During the summer and fall of 1919, the United Railroads reorganization plans continued and were further amended. In August it was announced that 100 per cent of par would be offered, but with a reduced proportion of Market Street Railway bonds, and the balance made up in stock of all three issues. The following month came the news that the reorganization plans had been perfected. The United Railroads would cease to exist and the Market Street Railway Company, with a new $32,150,000 capitalization, would reacquire all the properties. A few days later the United Railroads bondholders were asked to deposit their securities with E. H. Rollins & Sons in return for five year 6 per cent notes. As of late November 1920, the plan had met with approval among the bondholders, but had not yet gone before the Railroad Commission for approval.

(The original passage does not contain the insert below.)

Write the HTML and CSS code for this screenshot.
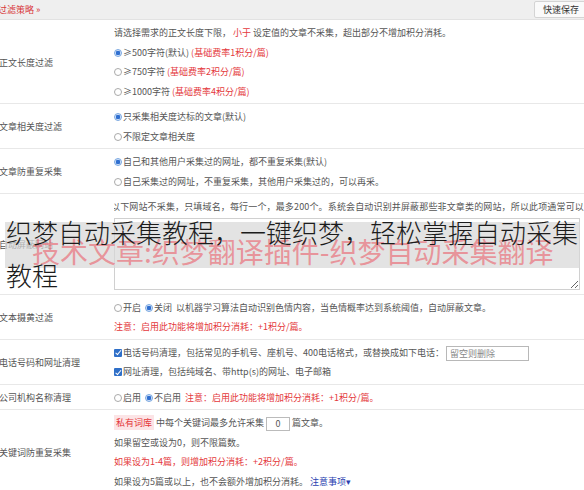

1920-21 – The Death of URR and the Rebirth of MSR
The petition for the United Railroads reorganization was not presented to the Railroad Commission until June 18, 1920, as clamor for city purchase persisted. The plan was formally submitted on September 10, with a reduction in the company’s capitalization from $81,945,600 to $47,516,000. The Railroad Commission approved the plan, and on January 29, 1921, the Union Trust Company began foreclosure proceedings against United Railroads, with the reorganization expected to take effect in 60 days. Those proceedings were temporarily halted on February 5, but were soon allowed to continue. The receiver’s sale took place on March 21, signaling the corporate end of United Railroads, and brought $7,000,000. Several steps remained to be taken, but on April 1, 1921 the Market Street Railway Company regained operation of most of San Francisco’s privately-owned street railway lines.